Was Hamlet feeling that he had gone to war with his own family and this was his way of handling it? Was he insane? Was he just an insensitive, self-centered little thug? Was he striking out at his stepfather with words because he didn't have the guts to do it with a sword? Make up your own mind. You can justify any of those positions.
Act four scene 4 soliloquy theme, resolution, transformation
The theme is simply Hamlet struggle with himself. He wants to get revenge but he keeps finding reasons not to actually do it. He feels that he isn't accomplishing anything of any real importance, just surviving like an animal.
He complains that God has made man brilliant but we don't make us of that intelligence and yet then complains that taking time to think things out only allows you to delude yourself.

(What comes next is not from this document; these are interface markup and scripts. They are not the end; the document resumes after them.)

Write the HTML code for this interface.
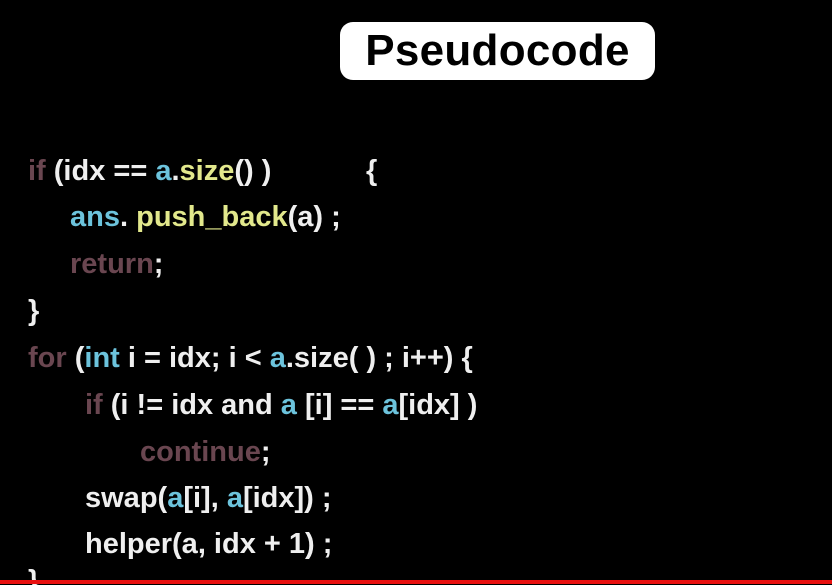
<!DOCTYPE html>
<html><head><meta charset="utf-8"><style>
html,body{margin:0;padding:0;background:#000;width:832px;height:585px;overflow:hidden;position:relative}
.hdr{position:absolute;left:340px;top:22px;width:315px;height:58px;background:#fff;border-radius:13px;font:bold 44px "Liberation Sans",sans-serif;color:#000;text-align:center;line-height:58px;letter-spacing:0.3px}
.l{position:absolute;white-space:pre;font:bold 29px "Liberation Sans",sans-serif;color:#efefef;letter-spacing:0px;line-height:30px}
.k{color:#6a4650}.c{color:#6cc3dc}.y{color:#e2e88c}
.red{position:absolute;left:0;top:580px;width:832px;height:4px;background:#e8100f}
</style></head><body>
<div class="hdr">Pseudocode</div>
<div class="l" style="left:28px;top:156px"><span class="k">if</span> (idx == <span class="c">a</span>.<span class="y">size</span>() )</div>
<div class="l" style="left:366px;top:156px">{</div>
<div class="l" style="left:70px;top:202px"><span class="c">ans</span>. <span class="y">push_back</span>(a) ;</div>
<div class="l" style="left:70px;top:249px"><span class="k">return</span>;</div>
<div class="l" style="left:28px;top:296px">}</div>
<div class="l" style="left:28px;top:343px"><span class="k">for</span> (<span class="c">int</span> i = idx; i &lt; <span class="c">a</span>.size( ) ; i++) {</div>
<div class="l" style="left:85px;top:390px"><span class="k">if</span> (i != idx and <span class="c">a</span> [i] == <span class="c">a</span>[idx] )</div>
<div class="l" style="left:140px;top:437px"><span class="k">continue</span>;</div>
<div class="l" style="left:85px;top:483px">swap(<span class="c">a</span>[i], <span class="c">a</span>[idx]) ;</div>
<div class="l" style="left:85px;top:529px">helper(a, idx + 1) ;</div>
<div class="l" style="left:28px;top:566px">}</div>
<div class="red"></div>
</body></html>
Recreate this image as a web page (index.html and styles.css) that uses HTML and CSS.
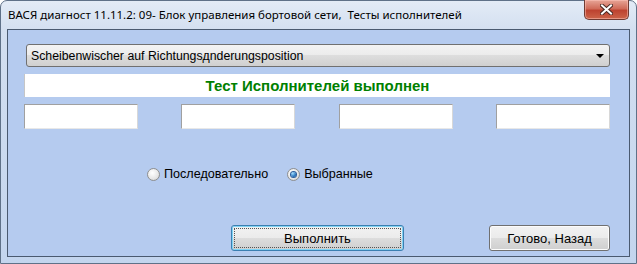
FILE: index.html
```html
<!DOCTYPE html>
<html lang="ru">
<head>
    <meta charset="UTF-8">
    <title>ВАСЯ диагност</title>
    <link rel="stylesheet" href="styles.css">
</head>
<body>
    <div class="window">
        <div class="titlebar">
            <span class="title">ВАСЯ диагност 11.11.2: 09- Блок управления бортовой сети,&nbsp; Тесты исполнителей</span>
            <button class="close-button" aria-label="Закрыть">
                <svg width="13" height="11" viewBox="0 0 13 11">
                    <path d="M2 1.5 L11 9.5 M11 1.5 L2 9.5" stroke="#4a2a24" stroke-width="4" stroke-linecap="square"/>
                    <path d="M2 1.5 L11 9.5 M11 1.5 L2 9.5" stroke="#ffffff" stroke-width="2" stroke-linecap="square"/>
                </svg>
            </button>
        </div>
        <div class="client">
            <div class="combo">
                <span class="combo-text">Scheibenwischer auf Richtungsдnderungsposition</span>
                <span class="combo-arrow"></span>
            </div>
            <div class="status">Тест Исполнителей выполнен</div>
            <div class="fields">
                <div class="field"></div>
                <div class="field"></div>
                <div class="field"></div>
                <div class="field"></div>
            </div>
            <div class="radios">
                <label class="radio"><span class="radio-dot"></span>Последовательно</label>
                <label class="radio checked"><span class="radio-dot"></span>Выбранные</label>
            </div>
            <div class="buttons">
                <button class="btn btn-default"><span class="focus-rect">Выполнить</span></button>
                <button class="btn btn-back">Готово, Назад</button>
            </div>
        </div>
    </div>
</body>
</html>
```

FILE: styles.css
```css
body, html {
    margin: 0;
    background: #ffffff;
}
.window {
    width: 637px;
    height: 264px;
    box-sizing: border-box;
    display: flex;
    flex-direction: column;
    padding: 0 6px 6px 6px;
    border: 1px solid #5f7188;
    border-radius: 7px 7px 0 0;
    background: linear-gradient(#e3ebf6, #d3dff0 30px, #c3d5ee);
}
.titlebar {
    height: 28px;
    display: flex;
    align-items: flex-start;
}
.title {
    padding: 6px 0 0 1px;
    font-family: "Noto Sans", "Open Sans", sans-serif;
    font-size: 11.5px;
    color: #000000;
    white-space: nowrap;
}
.close-button {
    margin: -1px 1px 0 auto;
    width: 45px;
    height: 20px;
    padding: 0;
    display: flex;
    align-items: center;
    justify-content: center;
    border: 1px solid #6f3b33;
    border-top: none;
    border-radius: 0 0 5px 5px;
    background: linear-gradient(#e7a597, #d06c5a 45%, #bd4330 55%, #cc6449);
    box-shadow: inset 0 0 0 1px rgba(255, 200, 190, 0.5);
}
.client {
    flex-grow: 1;
    box-sizing: border-box;
    border: 1px solid #4a5a70;
    background: #b5cbef;
    padding: 14px 19px 0 16px;
    font-family: "Liberation Sans", Arial, sans-serif;
    font-size: 12.6px;
    color: #000000;
}
.combo {
    margin-left: 2px;
    height: 23px;
    box-sizing: border-box;
    display: flex;
    align-items: center;
    justify-content: space-between;
    padding: 0 3px 0 4px;
    border: 1px solid #707070;
    border-radius: 3px;
    background: linear-gradient(#f3f3f3, #ebebeb 50%, #dddddd 50%, #d0d0d0);
    font-size: 12.3px;
}
.combo-arrow {
    width: 0;
    height: 0;
    border-left: 4px solid transparent;
    border-right: 4px solid transparent;
    border-top: 4px solid #000000;
    margin-right: 2px;
}
.status {
    margin-top: 7px;
    height: 23px;
    box-sizing: border-box;
    background: #ffffff;
    border-left: 1px solid #c6c6c6;
    text-align: center;
    line-height: 23px;
    font-weight: bold;
    font-size: 15px;
    color: #008000;
}
.fields {
    margin-top: 7px;
    display: flex;
    justify-content: space-between;
}
.field {
    width: 114px;
    height: 25px;
    box-sizing: border-box;
    background: #ffffff;
    border: 1px solid #a0a0a0;
    border-right-color: #d8d8d8;
    border-bottom-color: #e8e8e8;
}
.radios {
    margin: 37px 0 0 123px;
    display: flex;
    gap: 19px;
    height: 16px;
    align-items: center;
}
.radio {
    display: flex;
    align-items: center;
    gap: 4px;
}
.radio-dot {
    width: 13px;
    height: 13px;
    box-sizing: border-box;
    border-radius: 50%;
    border: 1px solid #8e8f8f;
    background: radial-gradient(circle at 40% 35%, #ffffff, #e6e6e6 60%, #c8c8c8);
    display: flex;
    align-items: center;
    justify-content: center;
}
.checked .radio-dot::after {
    content: "";
    width: 5px;
    height: 5px;
    border-radius: 50%;
    background: radial-gradient(circle at 35% 30%, #9fdcff, #1a67b4 70%, #0d3f86);
    box-shadow: 0 0 0 1px #2b5d9c;
}
.buttons {
    margin-top: 43px;
    display: flex;
    justify-content: flex-end;
    gap: 85px;
}
.btn {
    height: 26px;
    box-sizing: border-box;
    padding: 0;
    border: 1px solid #707070;
    border-radius: 3px;
    background: linear-gradient(#f2f2f2, #ebebeb 50%, #dddddd 50%, #cfcfcf);
    box-shadow: inset 0 0 0 1px #fcfcfc;
    font-family: "Liberation Sans", Arial, sans-serif;
    font-size: 13px;
    color: #000000;
}
.btn-default {
    width: 173px;
    border-color: #3c7fb1;
    box-shadow: inset 0 0 0 1px #7fd3f5;
    display: flex;
    padding: 2px;
}
.focus-rect {
    flex-grow: 1;
    display: flex;
    align-items: center;
    justify-content: center;
    border: 1px dotted #555555;
}
.btn-back {
    width: 121px;
}
```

He resolve his conflicts by looking at the foolishness of an army of men going to invade another country for the single and sole purpose of acquiring some useless land and making a prince able to be proud of himself as a great conqueror. But he is inspired by the fact that the prince at least is taking action. He isn't dithering and blithering and blathering like Hamlet is. The prince actually mounted his horse and is leading the army. He is risking his own death in order to gain a useless and worthless piece of land.
He compares himself to this. He believes that he, Hamlet, has a real reason to risk his life but won't. Yet here is this prince who will risk his life for something that isn't worth it.
This resolves his dilemma. He will act. Better to act and at least be a man than survive like a beastwho accomplishes nothing. Hamlet then is transformed from the I may, I might into the I will, and that is that.
Let me add on a note: Another song popular among American troops in Vietnam was the 12 days of Christmas. Except that it started on the first day of Christmas the VC gave to me. You can imagine where that goes.